> For example, Boost uses ucontext as part of its fiber implementation.

Maybe for the incredibly slow fallback, it does. Boost context and Boost fiber has ABI support for *nix / MacOS / Windows for x86_64 and ARM/ARM64. The overhead for a fiber switch using this support is about as heavy as a virtual function call. In comparison, ucontext is very heavy.

I wrote my own fiber library for C. I got the idea from an old implementation I saw that used setjmp and longjmp, which took me down the rabbit hole of figuring out how to do this more efficiently and with an improved margin of safety. I chose to follow Boost's example, and in fact, used some of their fiber switch assembler with attribution in my library.

> In comparison, ucontext is very heavy

It's heavy because it switches the signal masks.

Indeed, Fil-C's ucontext logic does this today, because I'm relying on glibc, and that's what glibc does.

But it would be straightforward to teach the internal Fil-C zfiber_context API to not save the sigmasks. It would just mean using some other backend for setcontext/swapcontext. Considering that there are multiple open source projects (including Boost!) that have code that does this, it would be easy to set that up.

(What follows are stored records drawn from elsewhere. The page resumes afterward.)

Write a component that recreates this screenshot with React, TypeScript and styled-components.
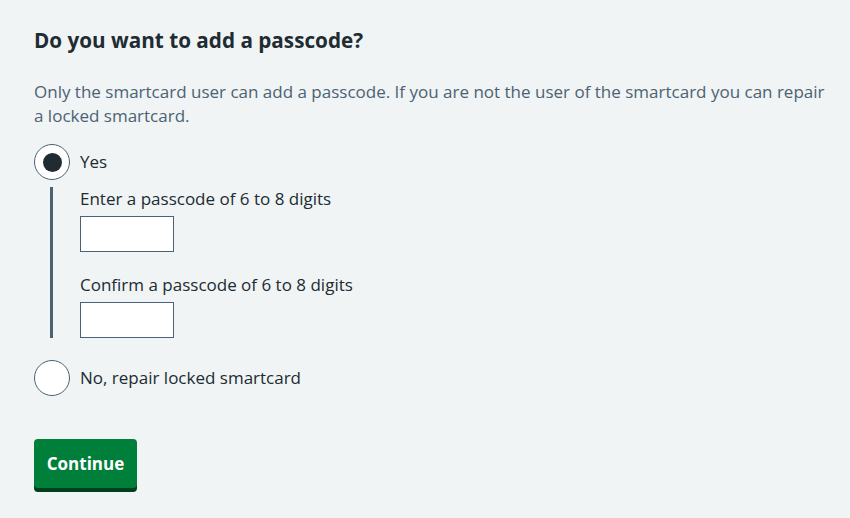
import React, { useState } from "react";
import styled, { createGlobalStyle } from "styled-components";

const GlobalStyle = createGlobalStyle`
    html, body {
        margin: 0;
        padding: 0;
        background-color: #f0f4f5;
        font-family: "Open Sans", "Noto Sans", Arial, sans-serif;
        color: #212b32;
    }
`

const Page = styled.div`
    padding: 24px 16px 24px 34px;
`

const Heading = styled.h1`
    margin: 0 0 24px 0;
    font-size: 20.7px;
    line-height: 32px;
    font-weight: 700;
    color: #212b32;
`

const Hint = styled.p`
    margin: 0 0 16px 0;
    font-size: 17px;
    line-height: 24px;
    color: #4c6272;
`

const RadioGroup = styled.div`
    display: flex;
    flex-direction: column;
`

const RadioRow = styled.label<{ $gapTop?: number }>`
    display: flex;
    align-items: center;
    gap: 10px;
    margin-top: ${({ $gapTop }) => $gapTop ?? 0}px;
    cursor: pointer;
    font-size: 17px;
    line-height: 24px;
    color: #212b32;
`

const RadioCircle = styled.span<{ $checked: boolean }>`
    box-sizing: border-box;
    width: 36px;
    height: 36px;
    border-radius: 50%;
    border: 1px solid #4c6272;
    background-color: #ffffff;
    display: flex;
    align-items: center;
    justify-content: center;
    &::after{
        content: "";
        width: 19px;
        height: 19px;
        border-radius: 50%;
        background-color: #212b32;
        display: ${({ $checked }) => ($checked ? "block" : "none")};
    }
`

const Conditional = styled.div`
    margin: 7px 0 0 16px;
    padding-left: 27px;
    border-left: 3px solid #4c6272;
    display: flex;
    flex-direction: column;
    gap: 21px;
`

const Field = styled.div`
    display: flex;
    flex-direction: column;
    align-items: flex-start;
    gap: 5px;
`

const FieldLabel = styled.label`
    font-size: 17px;
    line-height: 24px;
    color: #212b32;
`

const CodeInput = styled.input`
    box-sizing: border-box;
    width: 94px;
    height: 36px;
    border: 1px solid #4c6272;
    border-radius: 0;
    background: #ffffff;
    font-size: 16px;
    padding: 4px 8px;
    display: block;
    margin: 0;
`

const ContinueBtn = styled.button`
    margin-top: 43px;
    width: 103px;
    height: 49px;
    border: none;
    border-radius: 4px;
    background-color: #007f3b;
    box-shadow: 0 4px 0 #00401e;
    color: #ffffff;
    font-family: inherit;
    font-size: 17px;
    font-weight: 700;
    cursor: pointer;
`

export default function App(){
    const [choice, setChoice] = useState<"yes" | "no">("yes");

    return(
        <>
            <GlobalStyle/>
            <Page>
                <Heading>Do you want to add a passcode?</Heading>
                <Hint>Only the smartcard user can add a passcode. If you are not the user of the smartcard you can repair a locked smartcard.</Hint>
                <RadioGroup>
                    <RadioRow onClick={() => setChoice("yes")}>
                        <RadioCircle $checked={choice === "yes"}/>
                        Yes
                    </RadioRow>
                    {choice === "yes" &&
                    <Conditional>
                        <Field>
                            <FieldLabel htmlFor="passcode">Enter a passcode of 6 to 8 digits</FieldLabel>
                            <CodeInput id="passcode" type="password" inputMode="numeric"/>
                        </Field>
                        <Field>
                            <FieldLabel htmlFor="confirm">Confirm a passcode of 6 to 8 digits</FieldLabel>
                            <CodeInput id="confirm" type="password" inputMode="numeric"/>
                        </Field>
                    </Conditional>}
                    <RadioRow $gapTop={22} onClick={() => setChoice("no")}>
                        <RadioCircle $checked={choice === "no"}/>
                        No, repair locked smartcard
                    </RadioRow>
                </RadioGroup>
                <ContinueBtn>Continue</ContinueBtn>
            </Page>
        </>
    )
}
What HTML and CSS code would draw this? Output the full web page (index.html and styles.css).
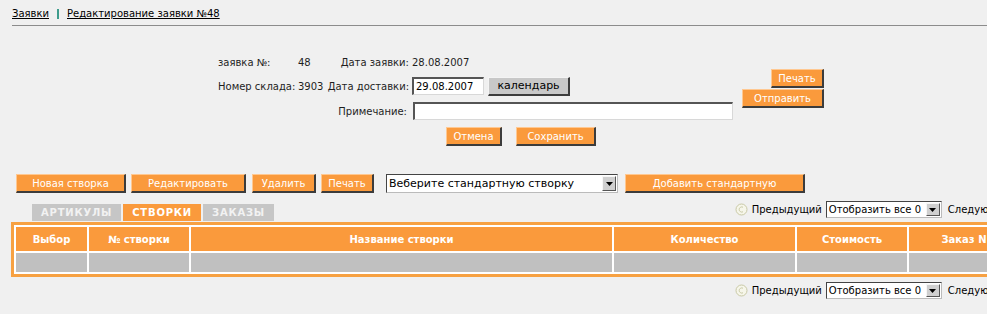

But I'm taking baby steps here. And the first step is just to provide a memory safe wrapper around these quite dangerous APIs. Probably the next step is to just write a lot more tests to try to break it. Then, later, I can worry about adding alternative backends to expose the sigmask-free version of this that Boost (and most others) want.

Fair enough. I use my fiber library for cooperative multitasking, as an alternative to async I/O. It's still non-blocking, but as far as user code knows, it behaves as if it is blocking.

To do this, I disable signals on threads that are fiber threads, and instead rely on a signal thread to intercept signals and alert the appropriate fibers.